Omit the pictures and print exactly the lines of the listing below, starting at the first and ending at the line containing "Bell, ChevronDown, Menu".

- - - -

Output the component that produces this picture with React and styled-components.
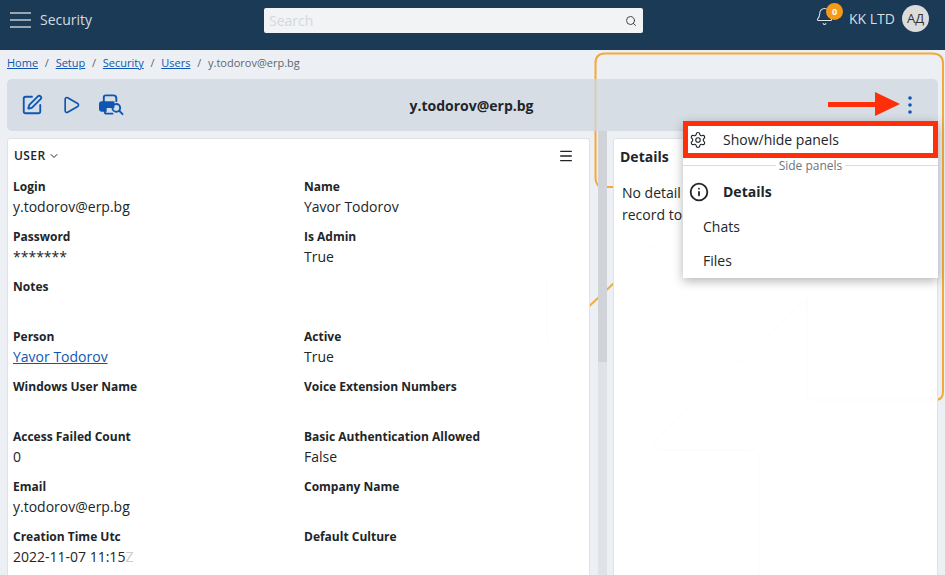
import React from 'react';
import styled, { createGlobalStyle } from 'styled-components';
import { SquarePen, Play, Search, Settings, Info, Bell, ChevronDown, Menu } from 'lucide-react';

const GlobalStyle = createGlobalStyle`
  html, body {
    margin: 0;
    height: 100%;
    overflow: hidden;
    background: #ecf0f5;
    font-family: "Open Sans", "Noto Sans", sans-serif;
    color: #212529;
  }
`;

const Page = styled.div`
  position: relative;
  width: 945px;
  height: 575px;
  overflow: hidden;
  display: flex;
  flex-direction: column;
`;

const Header = styled.header`
  height: 50px;
  flex: none;
  display: grid;
  grid-template-columns: 264px 379px 1fr;
  background: #1a3a56;
  color: #dfe3e8;
`;

const HeaderLeft = styled.div`
  display: flex;
  align-items: flex-start;
  padding: 12px 0 0 10px;
  gap: 9px;
`;

const Burger = styled.span`
  width: 21px;
  height: 16px;
  display: flex;
  flex-direction: column;
  justify-content: space-between;

  i {
    display: block;
    height: 2px;
    background: #98a6b4;
  }
`;

const ModuleTitle = styled.span`
  font-size: 14px;
  line-height: 15px;
  color: #d5dae0;
`;

const SearchBox = styled.div`
  height: 25px;
  margin-top: 8px;
  display: flex;
  align-items: center;
  justify-content: space-between;
  padding: 0 6px 0 5px;
  background: #f1f3f5;
  border-radius: 2px;
  color: #333;

  span {
    font-size: 14px;
    color: #d4d8dc;
  }
`;

const HeaderRight = styled.div`
  display: flex;
  justify-content: flex-end;
  align-items: flex-start;
  padding: 5px 16px 0 0;
`;

const BellWrap = styled.div`
  position: relative;
  width: 19px;
  height: 22px;
  margin: 2px 15px 0 0;
`;

const Badge = styled.span`
  position: absolute;
  top: -4px;
  left: 11px;
  width: 17px;
  height: 17px;
  border-radius: 50%;
  background: #f59a1b;
  color: #fff;
  font-size: 9px;
  font-weight: 700;
  line-height: 17px;
  text-align: center;
`;

const Company = styled.span`
  font-size: 14px;
  line-height: 28px;
  color: #d9dde2;
`;

const Avatar = styled.span`
  width: 27px;
  height: 27px;
  margin-left: 7px;
  border-radius: 50%;
  background: #dcdcdc;
  color: #333;
  font-size: 13px;
  line-height: 27px;
  text-align: center;
`;

const Outline = styled.svg`
  position: absolute;
  inset: 0;
  pointer-events: none;
`;

const Content = styled.main`
  position: relative;
  flex: 1;
  min-height: 0;
  display: flex;
  flex-direction: column;
`;

const Crumbs = styled.nav`
  height: 25px;
  flex: none;
  padding: 0 0 4px 7px;
  display: flex;
  align-items: center;
  font-size: 11px;
  color: #5f666d;

  a {
    color: #0f56b3;
    text-decoration: underline;
  }

  b {
    font-weight: 400;
    margin: 0 6.75px;
  }
`;

const Toolbar = styled.div`
  height: 52px;
  flex: none;
  margin: 0 7px;
  padding: 0 25px 0 14px;
  display: flex;
  align-items: center;
  position: relative;
  border-radius: 5px;
  background: rgba(207, 215, 223, 0.78);
`;

const ToolIcons = styled.div`
  display: flex;
  align-items: center;
  gap: 18px;
  color: #0f56b3;
`;

const ToolTitle = styled.div`
  position: absolute;
  left: 0;
  right: 0;
  padding-right: 2px;
  text-align: center;
  font-size: 14px;
  font-weight: 700;
`;

const Kebab = styled.svg`
  margin-left: auto;
  color: #0f56b3;
`;

const Arrow = styled.svg`
  position: absolute;
  left: 821px;
  top: 13px;
`;

const Panels = styled.div`
  flex: 1;
  min-height: 0;
  display: grid;
  grid-template-columns: 583px 23px 325px;
  padding: 7px 0 0 7px;
  position: relative;
`;

const Card = styled.section`
  background: rgba(255, 255, 255, 0.98);
  border: 1px solid #dfe3e8;
  border-bottom: 0;
  border-radius: 3px 3px 0 0;
  overflow: hidden;
`;

const CardHead = styled.div`
  height: 33px;
  display: flex;
  align-items: center;
  padding: 0 15px 0 6px;
  font-size: 12px;
  font-weight: 600;
  letter-spacing: 0.4px;

  svg:first-of-type {
    margin-left: 3px;
  }

  svg:last-child {
    margin-left: auto;
  }
`;

const Fields = styled.div`
  display: grid;
  grid-template-columns: 291px 1fr;
  grid-auto-rows: 50px;
  padding: 5px 0 0 5px;
`;

const Field = styled.div`
  font-size: 14px;
  line-height: 20px;
  white-space: nowrap;

  label {
    display: block;
    font-size: 12px;
    font-weight: 700;
    line-height: 19px;
    margin-bottom: 1px;
  }

  a {
    color: #0f56b3;
    text-decoration: underline;
  }

  em {
    font-style: normal;
    color: #c9cdd1;
  }
`;

const Gutter = styled.div`
  margin: -7px 6px 0 8px;
  background: linear-gradient(#d0d4d9 0 231px, #dfe2e7 231px);
`;

const DetailsTitle = styled.div`
  padding: 8px 0 0 6px;
  font-size: 14px;
  font-weight: 700;
`;

const DetailsText = styled.div`
  padding: 16px 0 0 8px;
  font-size: 14px;
  line-height: 22px;
  white-space: nowrap;
`;

const Dropdown = styled.div`
  position: absolute;
  left: 683px;
  top: -10px;
  width: 255px;
  height: 157px;
  background: #fff;
  box-shadow: 0 3px 10px rgba(0, 0, 0, 0.3);
`;

const MenuBoxed = styled.div`
  box-sizing: border-box;
  height: 37px;
  padding-left: 1px;
  display: flex;
  align-items: center;
  gap: 16px;
  border: 5px solid #ff2f0a;
  font-size: 14px;
`;

const Divider = styled.div`
  height: 14px;
  margin-bottom: 2px;
  display: flex;
  align-items: center;
  gap: 3px;
  font-size: 12px;
  color: #6c757d;

  &::before,
  &::after {
    content: '';
    flex: 1;
    height: 1px;
    background: #d8dce0;
  }
`;

const MenuItem = styled.div`
  height: ${({ $active }) => ($active ? '35px' : '34px')};
  display: flex;
  align-items: center;
  gap: 14px;
  padding-left: ${({ $icon }) => ($icon ? '6px' : '20px')};
  font-size: 14px;
  font-weight: ${({ $active }) => ($active ? 700 : 400)};
`;

const fields = [
  ['Login', 'y.todorov@erp.bg'],
  ['Name', 'Yavor Todorov'],
  ['Password', '*******'],
  ['Is Admin', 'True'],
  ['Notes', ''],
  ['', ''],
  ['Person', <a href="#person">Yavor Todorov</a>],
  ['Active', 'True'],
  ['Windows User Name', ''],
  ['Voice Extension Numbers', ''],
  ['Access Failed Count', '0'],
  ['Basic Authentication Allowed', 'False'],
  ['Email', 'y.todorov@erp.bg'],
  ['Company Name', ''],
  ['Creation Time Utc', <>2022-11-07 11:15<em>Z</em></>],
  ['Default Culture', ''],
];

function PrintSearch() {
  return (
    <svg width="25" height="22" viewBox="0 0 26 22" fill="none" stroke="currentColor" strokeWidth="2" strokeLinecap="round">
      <path d="M5 8V3a2 2 0 0 1 2-2h8a3 3 0 0 1 3 3v3" />
      <path d="M1 10a2 2 0 0 1 2-2h12v5H7v4H3a2 2 0 0 1-2-2z" fill="currentColor" />
      <path d="M6 14v4a2 2 0 0 0 2 2h6" />
      <circle cx="18" cy="14" r="4" />
      <path d="M21 17l3.5 3.5" />
    </svg>
  );
}

export default function App() {
  return (
    <>
      <GlobalStyle />
      <Page>
        <Header>
          <HeaderLeft>
            <Burger><i /><i /><i /></Burger>
            <ModuleTitle>Security</ModuleTitle>
          </HeaderLeft>
          <SearchBox>
            <span>Search</span>
            <Search size={12} strokeWidth={1.8} />
          </SearchBox>
          <HeaderRight>
            <BellWrap>
              <Bell size={19} strokeWidth={1.3} />
              <Badge>0</Badge>
            </BellWrap>
            <Company>KK LTD</Company>
            <Avatar>АД</Avatar>
          </HeaderRight>
        </Header>
        <Content>
          <Outline width="945" height="525" viewBox="0 0 945 525">
            <path
              d="M595.5 13Q595.5 3.5 605 3.5H932Q943 3.5 943 13V342Q943 350 935 350H815Q807 350 807 342V248L655 390Q651 400 660 400H750Q759 400 759 408V525M595.5 13V128Q595.5 137 604 137H613M660 190L552 291Q547 293 547 285V230"
              fill="none"
              stroke="#f5a83a"
              strokeWidth="2"
            />
          </Outline>
          <Crumbs>
            <a href="#home">Home</a><b>/</b>
            <a href="#setup">Setup</a><b>/</b>
            <a href="#security">Security</a><b>/</b>
            <a href="#users">Users</a><b>/</b>
            <span>y.todorov@erp.bg</span>
          </Crumbs>
          <Toolbar>
            <ToolIcons>
              <SquarePen size={22} strokeWidth={2} />
              <Play size={20} strokeWidth={2} />
              <PrintSearch />
            </ToolIcons>
            <ToolTitle>y.todorov@erp.bg</ToolTitle>
            <Kebab width="6" height="20" viewBox="0 0 6 20">
              <circle cx="3" cy="3" r="1.8" fill="currentColor" />
              <circle cx="3" cy="10" r="1.8" fill="currentColor" />
              <circle cx="3" cy="17" r="1.8" fill="currentColor" />
            </Kebab>
            <Arrow width="72" height="24" viewBox="0 0 72 24">
              <path d="M0 10h47V0l25 12-25 12V15H0z" fill="#ff2f0a" />
            </Arrow>
          </Toolbar>
          <Panels>
            <Card>
              <CardHead>
                USER <ChevronDown size={12} />
                <Menu size={16} strokeWidth={2} />
              </CardHead>
              <Fields>
                {fields.map(([label, value], i) => (
                  <Field key={i}>
                    <label>{label}</label>
                    {value}
                  </Field>
                ))}
              </Fields>
            </Card>
            <Gutter />
            <Card>
              <DetailsTitle>Details</DetailsTitle>
              <DetailsText>No detail<br />record to</DetailsText>
            </Card>
            <Dropdown>
              <MenuBoxed>
                <Settings size={18} strokeWidth={1.5} />
                Show/hide panels
              </MenuBoxed>
              <Divider>Side panels</Divider>
              <MenuItem $icon $active>
                <Info size={20} strokeWidth={2.2} />
                Details
              </MenuItem>
              <MenuItem>Chats</MenuItem>
              <MenuItem>Files</MenuItem>
            </Dropdown>
          </Panels>
        </Content>
      </Page>
    </>
  );
}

- - - -

Completed exercise –
Output the component that produces this picture with React and styled-components.
import React from 'react';
import styled, { createGlobalStyle } from 'styled-components';
import { SquarePen, Play, Search, Settings, Info, Bell, ChevronDown, Menu } from 'lucide-react';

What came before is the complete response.